Monday 24 June 2013

A word about equipment

Although your aquadoodles can have other mark-makers on them, the basis is is always going to be watersoluble paint, pencils or pastels. Otherwise we'd give them a different name,e.g. mixed media, which can involve oil, acrylic or tempera. Aquadoodle as a label is meant to serve as a preparation for any other medium, including mixed media. But mixed media can consist of dry pigments over structure paste etc, and that would not be the same thing. Aquadoodles are always on paper!  

Getting to grips with the two aquadoodles I left unfinished last week, which I will post later today, I realized after trying to continue with dry mark-makers that the doodles were really crying out for water, so I remoistend my palette and started.

Apart from the paper, which I moaned about in a previous post, other tools are of course needed.  I have already discovered that acrylic paper is robust and good if it has a good surface, since any paint will run if there's enough moisture in it, so acrylic paper does not stop you working with runny paint, but sturdy watercolour paper - the sort that doesn't buckle at the sight of water - is also good for aquadoodling. I don't recommend stretching. If the paper is robust, that should not be necessary, but if you prefer to wet and stretch your paper, who am I to argue?

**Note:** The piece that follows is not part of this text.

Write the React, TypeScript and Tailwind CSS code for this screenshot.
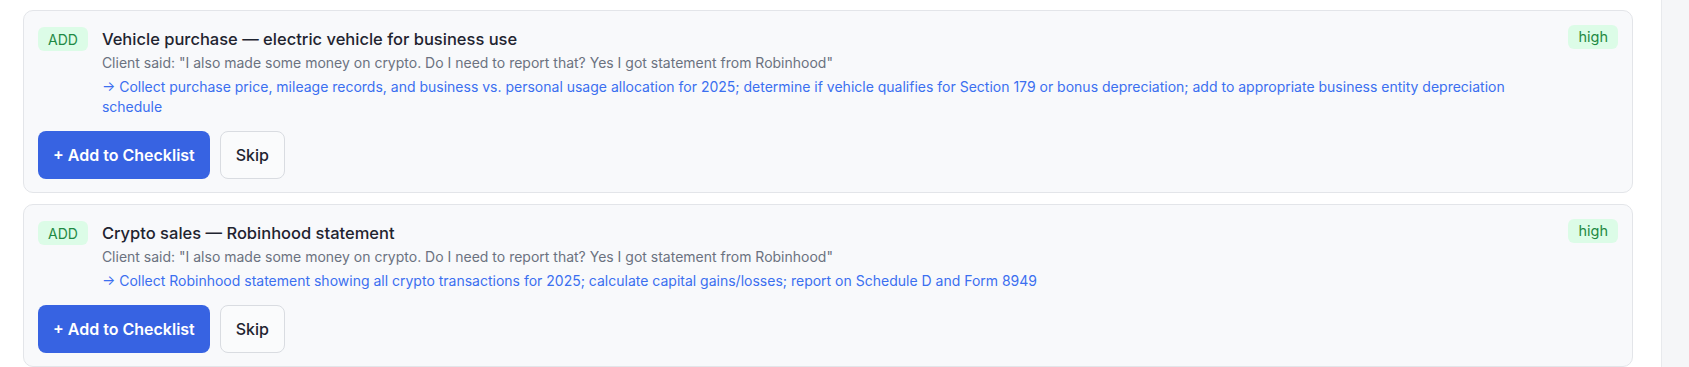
import React from "react";

type Item = {
  title: string;
  said: string;
  action: string;
};

const items: Item[] = [
  {
    title: "Vehicle purchase — electric vehicle for business use",
    said: 'Client said: "I also made some money on crypto. Do I need to report that? Yes I got statement from Robinhood"',
    action:
      "→ Collect purchase price, mileage records, and business vs. personal usage allocation for 2025; determine if vehicle qualifies for Section 179 or bonus depreciation; add to appropriate business entity depreciation schedule",
  },
  {
    title: "Crypto sales — Robinhood statement",
    said: 'Client said: "I also made some money on crypto. Do I need to report that? Yes I got statement from Robinhood"',
    action:
      "→ Collect Robinhood statement showing all crypto transactions for 2025; calculate capital gains/losses; report on Schedule D and Form 8949",
  },
];

function Card({ item }: { item: Item }) {
  return (
    <div className="rounded-[10px] border border-[#e3e5e9] bg-[#f8f9fb] px-3.5 pt-3.5 pb-[13px]">
      <div className="flex items-start gap-3.5">
        <span className="mt-0.5 flex h-6 items-center rounded-md bg-[#dcfce7] px-2.5 text-[14px] text-[#1f8a44]">
          ADD
        </span>
        <div className="min-w-0 flex-1">
          <div className="text-[16.5px] leading-7 font-medium text-[#1f2430]">{item.title}</div>
          <div className="text-[14px] leading-5 text-[#6b7280]">{item.said}</div>
          <div className="mt-1 text-[14px] leading-5 text-[#3b6ff0]">{item.action}</div>
        </div>
        <span className="flex h-6 items-center rounded-md bg-[#dcfce7] px-2.5 text-[14.5px] text-[#1f8a44]">
          high
        </span>
      </div>
      <div className="mt-3.5 flex gap-2.5">
        <button className="h-12 rounded-lg bg-[#3763e2] px-[15px] text-[16px] font-semibold text-white">
          + Add to Checklist
        </button>
        <button className="h-12 rounded-lg border border-[#d9dce1] bg-[#fafbfc] px-[15px] text-[16px] font-medium text-[#1f2430]">
          Skip
        </button>
      </div>
    </div>
  );
}

export default function App() {
  return (
    <div
      className="flex h-[367px] w-full overflow-hidden bg-white"
      style={{ fontFamily: "Inter, 'Noto Sans', sans-serif" }}
    >
      <div className="flex flex-1 flex-col gap-[11px] pt-[10px] pl-[23px] pr-[28px]">
        {items.map((it, i) => (
          <Card key={i} item={it} />
        ))}
      </div>
      <div className="w-[28px] shrink-0 border-l border-[#e8eaed] bg-[#f5f6f8]" />
    </div>
  );
}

After years of trying out all sorts of brushes I have come to the conclusion that unless you have a small fortune to spend on the very best, the French mops shown in the photo are the most efficient for most watery jobs. They hold a lot of water (i.e. paint) and have wonderful tips, the two qualities watercolour brushes must have. I use a thick one and a medium-thick one. I have fine French ones made by the same company, but find them too soft most of the time, so I use 2 other brushes for some of the fine work - a No. 5 (red martin) for softening edges and a 3 No. (synthetic), which is firm and makes very accurate marks. 

fat French mop - medium mop - No. 5 red martin - No. 3 synthetic


I have a huge collection of brushes that don't do as good a job as the ones in the photo. It's trial and error. You could add a stiff bristle brush for lifting colour off - this is useful for shading with the paint that's already on the paper. A stiff synthetic brush, preferably flat, will also do the job.

The other element is of course your paint. You can use water-soluble crayons etc., but I'm referring to actual paint, which is much more versatile in tubes than out of pans and that's essential if you are painting mixed colours big. To make the most of your tubes, you need a decent palette. I use a fairly large melamine butcher's tray, and I reactivate any paint left on it from a previous session by spraying it with plain water. If the tray gets to the stage where there's no space for mixing, I wipe parts of it clean with wet kitchen paper or tissues. The argument that rewetting paint is not good is contradictory to the practice of using sets of little pans that are rewetted every time you use them. 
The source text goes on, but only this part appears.